### [EXERCISE DESCRIPTION]
Where a line contains the string "React", copy that line.

— start THE INPUT —

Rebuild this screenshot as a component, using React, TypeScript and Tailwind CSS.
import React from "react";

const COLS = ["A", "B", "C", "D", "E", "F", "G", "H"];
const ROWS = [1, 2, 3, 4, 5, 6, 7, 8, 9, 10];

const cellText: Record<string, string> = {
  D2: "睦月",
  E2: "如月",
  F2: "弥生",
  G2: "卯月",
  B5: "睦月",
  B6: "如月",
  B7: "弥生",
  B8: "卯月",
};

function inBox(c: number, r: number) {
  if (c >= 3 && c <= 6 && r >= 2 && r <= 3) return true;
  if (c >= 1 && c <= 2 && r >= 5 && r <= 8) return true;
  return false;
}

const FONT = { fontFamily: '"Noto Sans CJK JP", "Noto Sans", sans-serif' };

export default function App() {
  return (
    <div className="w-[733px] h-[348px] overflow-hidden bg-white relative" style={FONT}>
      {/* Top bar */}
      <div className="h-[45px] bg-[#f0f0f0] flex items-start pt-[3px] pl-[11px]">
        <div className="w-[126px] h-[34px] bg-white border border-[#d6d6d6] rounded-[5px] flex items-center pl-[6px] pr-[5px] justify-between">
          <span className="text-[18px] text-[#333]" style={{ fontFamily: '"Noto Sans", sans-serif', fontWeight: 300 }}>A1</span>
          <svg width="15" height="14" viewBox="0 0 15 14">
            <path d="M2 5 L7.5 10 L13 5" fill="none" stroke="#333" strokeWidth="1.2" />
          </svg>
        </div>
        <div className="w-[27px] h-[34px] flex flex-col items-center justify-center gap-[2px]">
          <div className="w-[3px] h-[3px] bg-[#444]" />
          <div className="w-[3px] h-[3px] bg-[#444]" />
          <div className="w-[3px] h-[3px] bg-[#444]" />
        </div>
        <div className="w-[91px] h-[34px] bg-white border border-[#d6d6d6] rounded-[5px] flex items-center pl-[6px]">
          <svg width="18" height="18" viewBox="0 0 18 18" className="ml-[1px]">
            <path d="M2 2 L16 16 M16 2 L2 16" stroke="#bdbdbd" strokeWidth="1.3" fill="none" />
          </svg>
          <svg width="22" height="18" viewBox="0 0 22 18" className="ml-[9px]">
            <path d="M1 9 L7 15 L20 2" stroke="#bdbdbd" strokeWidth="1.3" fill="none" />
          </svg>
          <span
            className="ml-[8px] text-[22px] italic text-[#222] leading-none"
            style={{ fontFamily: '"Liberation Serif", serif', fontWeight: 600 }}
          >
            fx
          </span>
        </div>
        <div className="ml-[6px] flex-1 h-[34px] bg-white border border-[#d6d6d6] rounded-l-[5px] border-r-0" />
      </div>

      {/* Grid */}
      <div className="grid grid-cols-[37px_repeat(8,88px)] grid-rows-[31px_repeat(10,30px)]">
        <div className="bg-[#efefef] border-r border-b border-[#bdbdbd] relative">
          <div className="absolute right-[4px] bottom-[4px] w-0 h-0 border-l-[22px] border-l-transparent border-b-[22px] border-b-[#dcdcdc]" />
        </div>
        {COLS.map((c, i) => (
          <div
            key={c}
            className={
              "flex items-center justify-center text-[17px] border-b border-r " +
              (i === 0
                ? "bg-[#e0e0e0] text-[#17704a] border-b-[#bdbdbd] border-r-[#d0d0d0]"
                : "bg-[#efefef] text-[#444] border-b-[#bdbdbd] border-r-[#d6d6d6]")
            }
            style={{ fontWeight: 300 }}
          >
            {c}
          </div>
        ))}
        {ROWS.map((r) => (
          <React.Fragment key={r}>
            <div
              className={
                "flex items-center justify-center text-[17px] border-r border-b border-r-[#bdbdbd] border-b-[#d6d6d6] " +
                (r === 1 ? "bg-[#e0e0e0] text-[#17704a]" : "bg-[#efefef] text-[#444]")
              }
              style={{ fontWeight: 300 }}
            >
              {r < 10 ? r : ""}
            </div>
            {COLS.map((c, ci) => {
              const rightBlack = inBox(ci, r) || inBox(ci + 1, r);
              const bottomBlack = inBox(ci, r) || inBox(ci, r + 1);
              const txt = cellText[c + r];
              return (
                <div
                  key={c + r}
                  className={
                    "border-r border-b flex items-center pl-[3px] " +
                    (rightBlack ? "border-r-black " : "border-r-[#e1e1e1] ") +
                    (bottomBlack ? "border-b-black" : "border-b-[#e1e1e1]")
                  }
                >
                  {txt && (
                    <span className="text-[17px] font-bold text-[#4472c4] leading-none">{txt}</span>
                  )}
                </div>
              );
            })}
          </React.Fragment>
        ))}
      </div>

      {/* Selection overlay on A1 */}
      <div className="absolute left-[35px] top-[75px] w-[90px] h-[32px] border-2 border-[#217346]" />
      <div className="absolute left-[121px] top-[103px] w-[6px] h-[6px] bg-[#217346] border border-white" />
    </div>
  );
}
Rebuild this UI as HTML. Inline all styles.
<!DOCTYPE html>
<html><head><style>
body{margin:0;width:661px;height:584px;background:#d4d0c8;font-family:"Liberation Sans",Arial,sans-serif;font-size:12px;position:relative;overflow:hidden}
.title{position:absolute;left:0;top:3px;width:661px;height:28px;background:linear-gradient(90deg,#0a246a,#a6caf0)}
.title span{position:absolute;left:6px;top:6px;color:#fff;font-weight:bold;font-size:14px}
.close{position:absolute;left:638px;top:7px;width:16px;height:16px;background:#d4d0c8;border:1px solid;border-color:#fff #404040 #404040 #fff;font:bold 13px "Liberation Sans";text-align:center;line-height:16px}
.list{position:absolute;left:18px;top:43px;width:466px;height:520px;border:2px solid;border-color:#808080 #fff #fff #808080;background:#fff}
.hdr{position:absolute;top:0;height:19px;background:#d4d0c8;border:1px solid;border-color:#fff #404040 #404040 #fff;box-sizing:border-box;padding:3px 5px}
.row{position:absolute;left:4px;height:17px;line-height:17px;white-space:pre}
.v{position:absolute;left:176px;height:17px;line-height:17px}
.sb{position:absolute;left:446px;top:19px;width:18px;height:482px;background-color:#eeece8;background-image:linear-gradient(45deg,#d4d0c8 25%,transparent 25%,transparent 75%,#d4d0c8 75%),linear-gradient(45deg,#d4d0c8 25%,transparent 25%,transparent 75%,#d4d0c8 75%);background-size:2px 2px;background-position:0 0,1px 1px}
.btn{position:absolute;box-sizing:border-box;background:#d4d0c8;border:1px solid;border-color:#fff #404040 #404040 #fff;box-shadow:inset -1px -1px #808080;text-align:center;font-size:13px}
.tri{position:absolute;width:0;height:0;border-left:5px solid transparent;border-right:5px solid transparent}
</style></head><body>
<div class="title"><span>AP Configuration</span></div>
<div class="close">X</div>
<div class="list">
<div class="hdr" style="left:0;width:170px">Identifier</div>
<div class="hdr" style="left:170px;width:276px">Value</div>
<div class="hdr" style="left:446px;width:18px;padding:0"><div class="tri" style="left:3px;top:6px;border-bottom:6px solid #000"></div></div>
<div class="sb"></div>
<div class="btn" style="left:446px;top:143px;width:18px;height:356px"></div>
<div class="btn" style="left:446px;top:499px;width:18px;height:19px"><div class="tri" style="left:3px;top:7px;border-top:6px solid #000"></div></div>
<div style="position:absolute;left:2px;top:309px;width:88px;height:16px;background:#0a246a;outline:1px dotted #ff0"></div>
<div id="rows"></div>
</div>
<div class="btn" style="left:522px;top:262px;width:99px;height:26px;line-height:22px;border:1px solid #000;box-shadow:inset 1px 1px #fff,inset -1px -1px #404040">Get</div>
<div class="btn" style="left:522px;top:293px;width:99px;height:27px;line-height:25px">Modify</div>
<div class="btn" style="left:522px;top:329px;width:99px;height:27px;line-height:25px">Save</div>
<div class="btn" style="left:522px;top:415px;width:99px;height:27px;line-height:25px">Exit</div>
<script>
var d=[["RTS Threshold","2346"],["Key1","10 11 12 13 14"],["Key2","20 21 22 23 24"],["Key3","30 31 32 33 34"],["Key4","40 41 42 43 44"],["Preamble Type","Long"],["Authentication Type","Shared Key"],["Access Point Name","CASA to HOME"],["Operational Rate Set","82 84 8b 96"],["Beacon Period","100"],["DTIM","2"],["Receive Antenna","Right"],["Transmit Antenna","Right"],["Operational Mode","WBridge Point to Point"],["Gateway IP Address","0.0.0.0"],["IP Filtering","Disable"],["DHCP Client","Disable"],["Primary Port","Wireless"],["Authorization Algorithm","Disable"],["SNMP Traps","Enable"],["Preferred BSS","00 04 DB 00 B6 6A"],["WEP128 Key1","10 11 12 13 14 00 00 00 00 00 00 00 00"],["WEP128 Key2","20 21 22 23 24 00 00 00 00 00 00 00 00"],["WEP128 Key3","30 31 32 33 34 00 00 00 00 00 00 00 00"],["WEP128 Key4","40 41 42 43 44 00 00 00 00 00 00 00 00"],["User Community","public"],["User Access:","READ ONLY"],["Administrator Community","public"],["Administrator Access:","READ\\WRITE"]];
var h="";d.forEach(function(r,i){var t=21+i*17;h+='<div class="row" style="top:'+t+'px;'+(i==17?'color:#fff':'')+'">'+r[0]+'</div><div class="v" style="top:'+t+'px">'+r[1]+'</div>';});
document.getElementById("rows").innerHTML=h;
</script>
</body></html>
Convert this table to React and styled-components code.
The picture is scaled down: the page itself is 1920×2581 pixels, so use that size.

— end THE INPUT —

### [FINISHED EXERCISE]
Rebuild this screenshot as a component, using React, TypeScript and Tailwind CSS.
import React from "react";
          <React.Fragment key={r}>
          </React.Fragment>
Convert this table to React and styled-components code.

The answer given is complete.